Task instructions – Check each line of the material below, and copy it if it holds the string "components".

* Begin *

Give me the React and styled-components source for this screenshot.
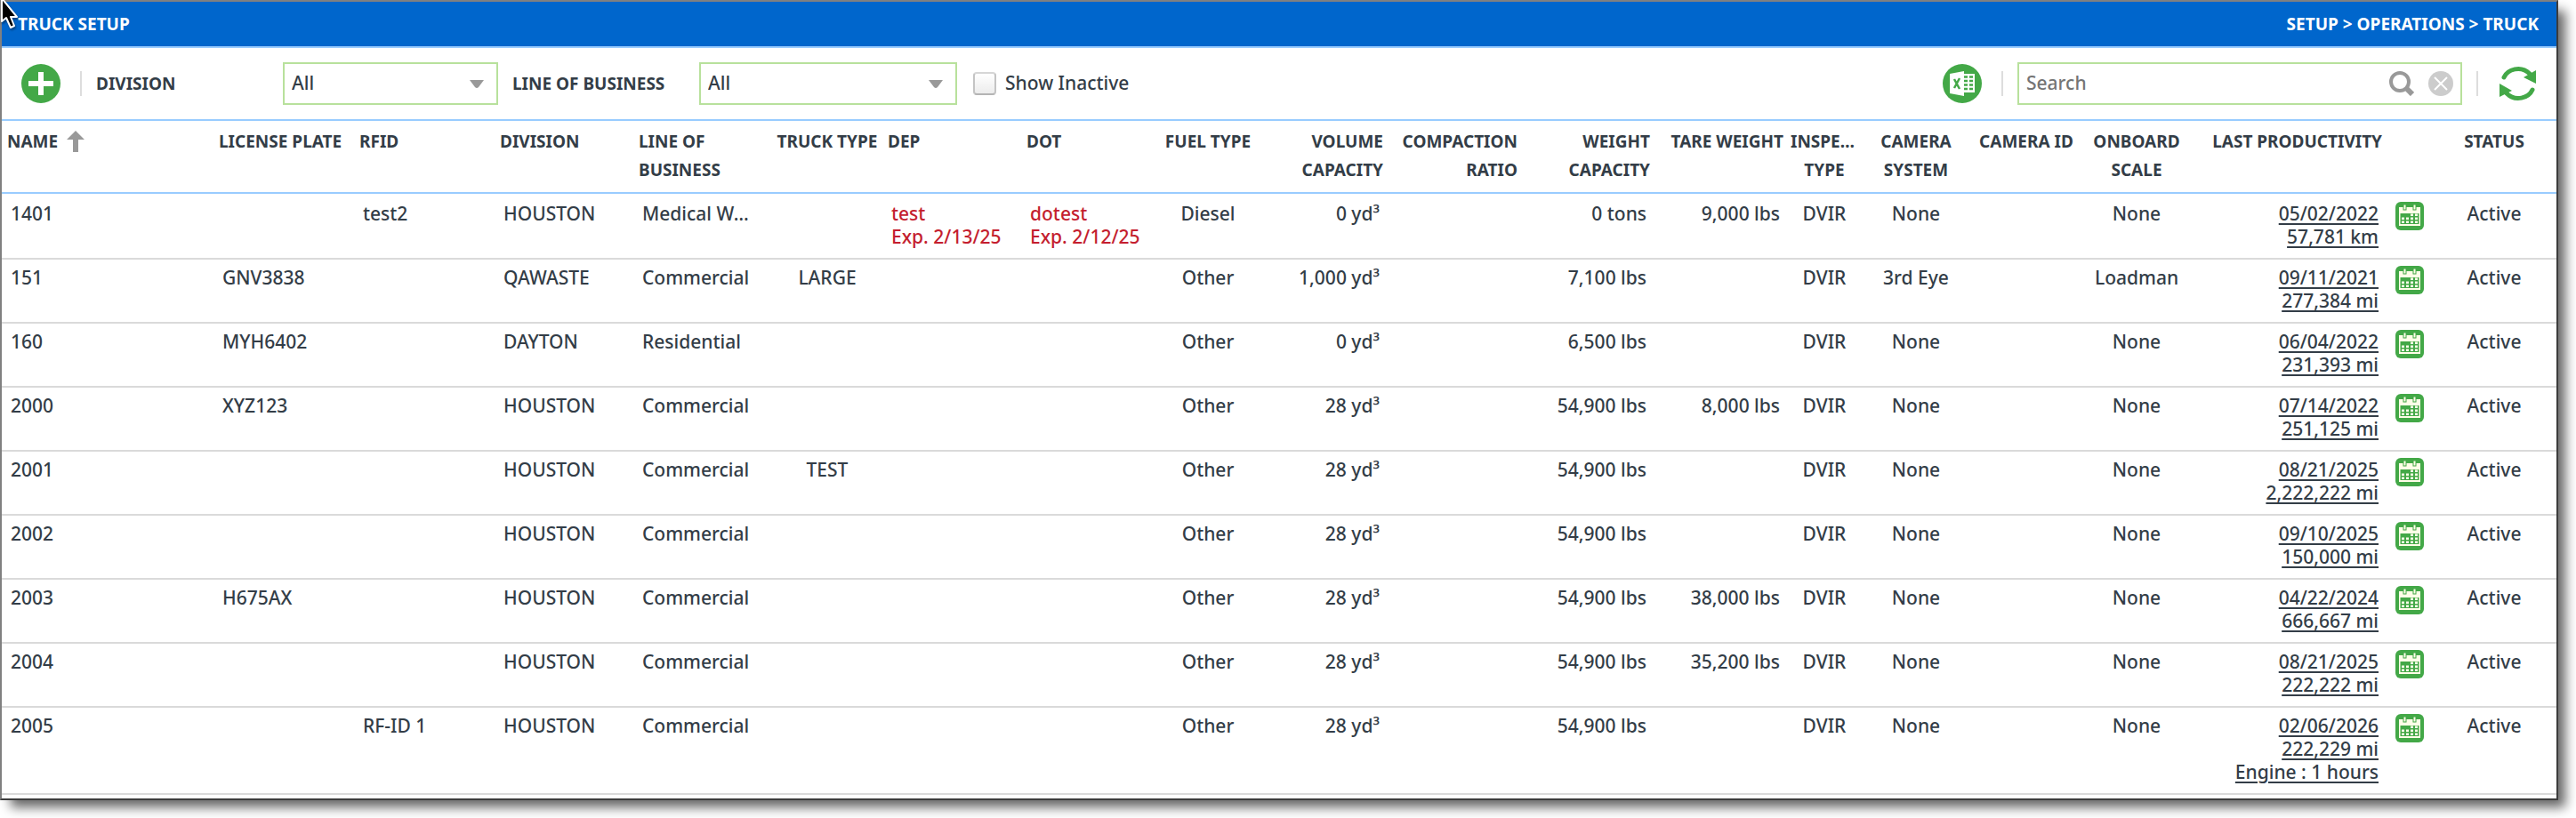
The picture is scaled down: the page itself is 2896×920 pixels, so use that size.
import { useState } from "react";
import styled, { createGlobalStyle } from "styled-components";

const GlobalStyle = createGlobalStyle`
  * {
    box-sizing: border-box;
  }

  body {
    margin: 0;
    background: #fff;
    color: #333d47;
    font-family: "Noto Sans", "Open Sans", sans-serif;
    font-size: 21px;
    font-weight: 500;
    line-height: 26px;
  }

  button, input, select {
    font: inherit;
    color: inherit;
  }
`;

const Frame = styled.main`
  position: relative;
  margin: 0 20px 20px 0;
  padding-bottom: 4px;
  border: 2px solid #808080;
  border-right-color: #3c3c3c;
  border-bottom-color: #3c3c3c;
  background: #fff;
  box-shadow: 10px 10px 12px -2px rgba(0, 0, 0, 0.6);
`;

const Pointer = styled.svg`
  position: absolute;
  top: -2px;
  left: -2px;
  filter: drop-shadow(1px 2px 1px rgba(0, 0, 0, 0.4));
`;

const TitleBar = styled.header`
  display: flex;
  align-items: center;
  justify-content: space-between;
  height: 52px;
  padding: 0 20px 0 18px;
  border-bottom: 2px solid #99ccff;
  background: #0066cc;
  color: #fff;
  font-size: 19px;
  font-weight: 700;
`;

const Title = styled.h1`
  margin: 0;
  font-size: 19px;
`;

const Toolbar = styled.div`
  display: flex;
  align-items: center;
  height: 82px;
  padding: 0 22px;
  border-bottom: 2px solid #99ccff;
`;

const IconButton = styled.button`
  display: inline-flex;
  padding: 0;
  border: 0;
  background: none;
  vertical-align: top;
  cursor: pointer;
`;

const Divider = styled.span`
  width: 2px;
  height: 28px;
  margin: 0 ${(p) => p.$after || 16}px 0 ${(p) => p.$before || 22}px;
  background: #dddddd;
`;

const FieldLabel = styled.label`
  width: 210px;
  font-size: 19px;
  font-weight: 700;
`;

const SelectBox = styled.div`
  position: relative;
  width: ${(p) => p.$width}px;
  margin-right: ${(p) => p.$gap}px;

  svg {
    position: absolute;
    top: 20px;
    right: 16px;
    pointer-events: none;
  }
`;

const Select = styled.select`
  appearance: none;
  display: block;
  width: 100%;
  height: 48px;
  padding: 0 36px 2px 8px;
  border: 2px solid #b8e19c;
  border-radius: 0;
  background: #fff;
`;

const CheckInput = styled.input`
  appearance: none;
  width: 26px;
  height: 26px;
  margin: 0 10px 0 0;
  border: 2px solid #c4c4c4;
  border-top-color: #d6d6d6;
  border-bottom-color: #b4b4b4;
  border-radius: 4px;
  background: linear-gradient(#fff, #ececec);

  &:checked {
    background: #43a847;
  }
`;

const CheckLabel = styled.label`
  padding-bottom: 2px;
`;

const RightTools = styled.div`
  display: flex;
  align-items: center;
  margin-left: auto;
`;

const SearchBox = styled.div`
  display: flex;
  align-items: center;
  gap: 16px;
  width: 500px;
  height: 48px;
  padding: 0 8px;
  border: 2px solid #b8e19c;
`;

const SearchInput = styled.input`
  flex: 1;
  min-width: 0;
  padding: 0 0 2px;
  border: 0;
  outline: 0;
  background: none;

  &::placeholder {
    color: #757575;
    opacity: 1;
  }
`;

const Table = styled.table`
  width: 100%;
  table-layout: fixed;
  border-collapse: separate;
  border-spacing: 0;
`;

const Col = styled.col`
  width: ${(p) => p.$width}px;
`;

const HeadCell = styled.th`
  height: 82px;
  padding: 7px ${(p) => (p.$align === "center" ? 2 : 6)}px 9px;
  border-bottom: 2px solid #99ccff;
  font-size: 19px;
  font-weight: 700;
  line-height: 32px;
  text-align: ${(p) => p.$align || "left"};
  vertical-align: top;
  white-space: pre;
  overflow: hidden;
  text-overflow: ellipsis;
`;

const SortButton = styled.button`
  display: inline-flex;
  align-items: center;
  gap: 10px;
  padding: 0;
  border: 0;
  background: none;
  cursor: pointer;
`;

const Row = styled.tr`
  &:first-child td {
    border-top: 2px solid #fff;
  }
`;

const cellPadding = {
  left: "7px 16px 11px 10px",
  center: "7px 0 11px",
  right: "7px 10px 11px",
};

const Cell = styled.td`
  padding: ${(p) => cellPadding[p.$align || "left"]};
  border-bottom: 2px solid #dadada;
  color: ${(p) => (p.$expired ? "#c41e2f" : "inherit")};
  text-align: ${(p) => p.$align || "left"};
  vertical-align: top;
  white-space: pre;
  overflow: hidden;
  text-overflow: ellipsis;
`;

const ProductivityLink = styled.a`
  color: inherit;
  text-decoration: underline 2px;
  text-underline-offset: 3px;
`;

const columns = [
  { key: "name", label: "NAME", width: 238 },
  { key: "plate", label: "LICENSE PLATE", width: 158 },
  { key: "rfid", label: "RFID", width: 158 },
  { key: "division", label: "DIVISION", width: 156 },
  { key: "lob", label: "LINE OF\nBUSINESS", width: 156 },
  { key: "type", label: "TRUCK TYPE", width: 124, align: "center" },
  { key: "dep", label: "DEP", width: 156, expired: true },
  { key: "dot", label: "DOT", width: 156, expired: true },
  { key: "fuel", label: "FUEL TYPE", width: 108, align: "center" },
  { key: "volume", label: "VOLUME\nCAPACITY", width: 149, align: "right" },
  { key: "ratio", label: "COMPACTION\nRATIO", width: 151, align: "right" },
  { key: "weight", label: "WEIGHT\nCAPACITY", width: 149, align: "right" },
  { key: "tare", label: "TARE WEIGHT", width: 150, align: "right" },
  { key: "inspection", label: "INSPECTION\nTYPE", width: 80, align: "center" },
  { key: "camera", label: "CAMERA\nSYSTEM", width: 126, align: "center" },
  { key: "cameraId", label: "CAMERA ID", width: 122, align: "center" },
  { key: "scale", label: "ONBOARD\nSCALE", width: 126, align: "center" },
  { key: "last", label: "LAST PRODUCTIVITY", width: 219, align: "right" },
  { key: "calendar", label: "", width: 50, align: "center" },
  { key: "status", label: "STATUS", width: 140, align: "center" },
];

const defaults = {
  division: "HOUSTON",
  lob: "Commercial",
  fuel: "Other",
  volume: "28 yd³",
  weight: "54,900 lbs",
  inspection: "DVIR",
  camera: "None",
  scale: "None",
  status: "Active",
};

const trucks = [
  {
    name: "1401",
    rfid: "test2",
    lob: "Medical Waste",
    dep: "test\nExp. 2/13/25",
    dot: "dotest\nExp. 2/12/25",
    fuel: "Diesel",
    volume: "0 yd³",
    weight: "0 tons",
    tare: "9,000 lbs",
    last: "05/02/2022\n57,781 km",
  },
  {
    name: "151",
    plate: "GNV3838",
    division: "QAWASTE",
    type: "LARGE",
    volume: "1,000 yd³",
    weight: "7,100 lbs",
    camera: "3rd Eye",
    scale: "Loadman",
    last: "09/11/2021\n277,384 mi",
  },
  {
    name: "160",
    plate: "MYH6402",
    division: "DAYTON",
    lob: "Residential",
    volume: "0 yd³",
    weight: "6,500 lbs",
    last: "06/04/2022\n231,393 mi",
  },
  { name: "2000", plate: "XYZ123", tare: "8,000 lbs", last: "07/14/2022\n251,125 mi" },
  { name: "2001", type: "TEST", last: "08/21/2025\n2,222,222 mi" },
  { name: "2002", last: "09/10/2025\n150,000 mi" },
  { name: "2003", plate: "H675AX", tare: "38,000 lbs", last: "04/22/2024\n666,667 mi" },
  { name: "2004", tare: "35,200 lbs", last: "08/21/2025\n222,222 mi" },
  { name: "2005", rfid: "RF-ID 1", last: "02/06/2026\n222,229 mi\nEngine : 1 hours" },
];

const AddIcon = () => (
  <svg width="44" height="44" viewBox="0 0 44 44">
    <circle cx="22" cy="22" r="22" fill="#43a847" />
    <path d="M22 9v26M8 22h28" stroke="#fff" strokeWidth="6" />
  </svg>
);

const ExcelIcon = () => (
  <svg width="44" height="44" viewBox="0 0 44 44">
    <circle cx="22" cy="22" r="22" fill="#43a847" />
    <path d="M8 11 24 8v28L8 33z" fill="#fff" />
    <path d="M24 11h12v21H24z" fill="#fff" />
    <path
      d="M24 14.500h4M30 14.500h4M24 19h4M30 19h4M24 23.500h4M30 23.500h4M24 28h4M30 28h4"
      stroke="#43a847"
      strokeWidth="2.500"
    />
    <path d="m13 17 6 11M19 16l-6 11" stroke="#43a847" strokeWidth="2.500" />
  </svg>
);

const DownArrow = () => (
  <svg width="16" height="9" viewBox="0 0 16 9">
    <path d="M0 0h16L10 8q-2 2-4 0z" fill="#999" />
  </svg>
);

const SearchIcon = () => (
  <svg width="28" height="28" viewBox="0 0 28 28" fill="none" stroke="#999">
    <circle cx="12" cy="12" r="10" strokeWidth="4" />
    <path d="m18 18 4 4" strokeWidth="4" />
    <path d="m20 20 6 6" strokeWidth="6" />
  </svg>
);

const ClearIcon = () => (
  <svg width="28" height="28" viewBox="0 0 28 28">
    <circle cx="14" cy="14" r="14" fill="#ccc" />
    <path d="m7 7 14 14M21 7 7 21" stroke="#fff" strokeWidth="2" />
  </svg>
);

const RefreshIcon = () => (
  <svg width="42" height="40" viewBox="0 0 42 40" fill="none" stroke="#43a847">
    <path d="M5 13C9 4 24-1 34 9" strokeWidth="5" strokeLinecap="round" />
    <path d="M37 27C33 36 18 41 8 31" strokeWidth="5" strokeLinecap="round" />
    <path d="M41 5v15L27 13z" fill="#43a847" stroke="none" />
    <path d="M0 20v15l14-7z" fill="#43a847" stroke="none" />
  </svg>
);

const SortIcon = () => (
  <svg width="20" height="24" viewBox="0 0 20 24">
    <path d="M10 0 20 10h-7v14H7V10H0z" fill="#999" />
  </svg>
);

const CalendarIcon = () => (
  <svg width="32" height="32" viewBox="0 0 32 32">
    <rect width="32" height="32" rx="6" fill="#43a847" />
    <path d="M4 6h24v21H4z" fill="#fffde8" />
    <path d="M5.500 13h21v12h-21z" fill="#43a847" />
    <path d="M8.500 2.500h4v7h-4zM19.500 2.500h4v7h-4z" fill="#43a847" />
    <path d="M9.500 3.500h2v5h-2zM20.500 3.500h2v5h-2z" fill="#fffde8" />
    <path
      d="M17 13.500h3v2.500h-3zM22 13.500h3v2.500h-3zM7 17.500h3v2.500H7zM12 17.500h3v2.500h-3zM17 17.500h3v2.500h-3zM22 17.500h3v2.500h-3zM7 21.500h3V24H7zM12 21.500h3V24h-3zM17 21.500h3V24h-3zM22 21.500h3V24h-3z"
      fill="#fffde8"
    />
  </svg>
);

const CellContent = ({ column, truck }) => {
  if (column.key === "calendar") {
    return (
      <IconButton type="button" aria-label={`Calendar for ${truck.name}`}>
        <CalendarIcon />
      </IconButton>
    );
  }
  if (column.key === "last") {
    return <ProductivityLink href="#productivity">{truck.last}</ProductivityLink>;
  }
  return truck[column.key] || null;
};

const App = () => {
  const [search, setSearch] = useState("");

  return (
    <>
      <GlobalStyle />
      <Frame>
        <TitleBar>
          <Title>TRUCK SETUP</Title>
          <nav>SETUP &gt; OPERATIONS &gt; TRUCK</nav>
        </TitleBar>

        <Toolbar>
          <IconButton type="button" aria-label="Add truck">
            <AddIcon />
          </IconButton>
          <Divider />
          <FieldLabel htmlFor="division">DIVISION</FieldLabel>
          <SelectBox $width={242} $gap={16}>
            <Select id="division">
              <option>All</option>
            </Select>
            <DownArrow />
          </SelectBox>
          <FieldLabel htmlFor="lob">LINE OF BUSINESS</FieldLabel>
          <SelectBox $width={290} $gap={18}>
            <Select id="lob">
              <option>All</option>
            </Select>
            <DownArrow />
          </SelectBox>
          <CheckInput type="checkbox" id="inactive" />
          <CheckLabel htmlFor="inactive">Show Inactive</CheckLabel>

          <RightTools>
            <IconButton type="button" aria-label="Export to Excel">
              <ExcelIcon />
            </IconButton>
            <Divider />
            <SearchBox>
              <SearchInput
                type="text"
                aria-label="Search"
                placeholder="Search"
                value={search}
                onChange={(e) => setSearch(e.target.value)}
              />
              <IconButton type="button" aria-label="Run search">
                <SearchIcon />
              </IconButton>
              <IconButton type="button" aria-label="Clear" onClick={() => setSearch("")}>
                <ClearIcon />
              </IconButton>
            </SearchBox>
            <Divider $before={16} $after={24} />
            <IconButton type="button" aria-label="Refresh">
              <RefreshIcon />
            </IconButton>
          </RightTools>
        </Toolbar>

        <Table>
          <colgroup>
            {columns.map((c) => (
              <Col key={c.key} $width={c.width} />
            ))}
          </colgroup>
          <thead>
            <tr>
              {columns.map((c) => (
                <HeadCell key={c.key} scope="col" $align={c.align}>
                  {c.key === "name" ? (
                    <SortButton type="button">
                      {c.label}
                      <SortIcon />
                    </SortButton>
                  ) : (
                    c.label
                  )}
                </HeadCell>
              ))}
            </tr>
          </thead>
          <tbody>
            {trucks.map((t) => (
              <Row key={t.name}>
                {columns.map((c) => (
                  <Cell key={c.key} $align={c.align} $expired={c.expired}>
                    <CellContent column={c} truck={{ ...defaults, ...t }} />
                  </Cell>
                ))}
              </Row>
            ))}
          </tbody>
        </Table>

        <Pointer width="22" height="34" viewBox="0 0 22 34">
          <path
            d="M2-2v26l5-4 5 11 4-2-4-10h7z"
            fill="#000"
            stroke="#fff"
            strokeWidth="2"
            strokeLinejoin="round"
          />
        </Pointer>
      </Frame>
    </>
  );
};

export default App;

* End *

Finished task –
Give me the React and styled-components source for this screenshot.
import styled, { createGlobalStyle } from "styled-components";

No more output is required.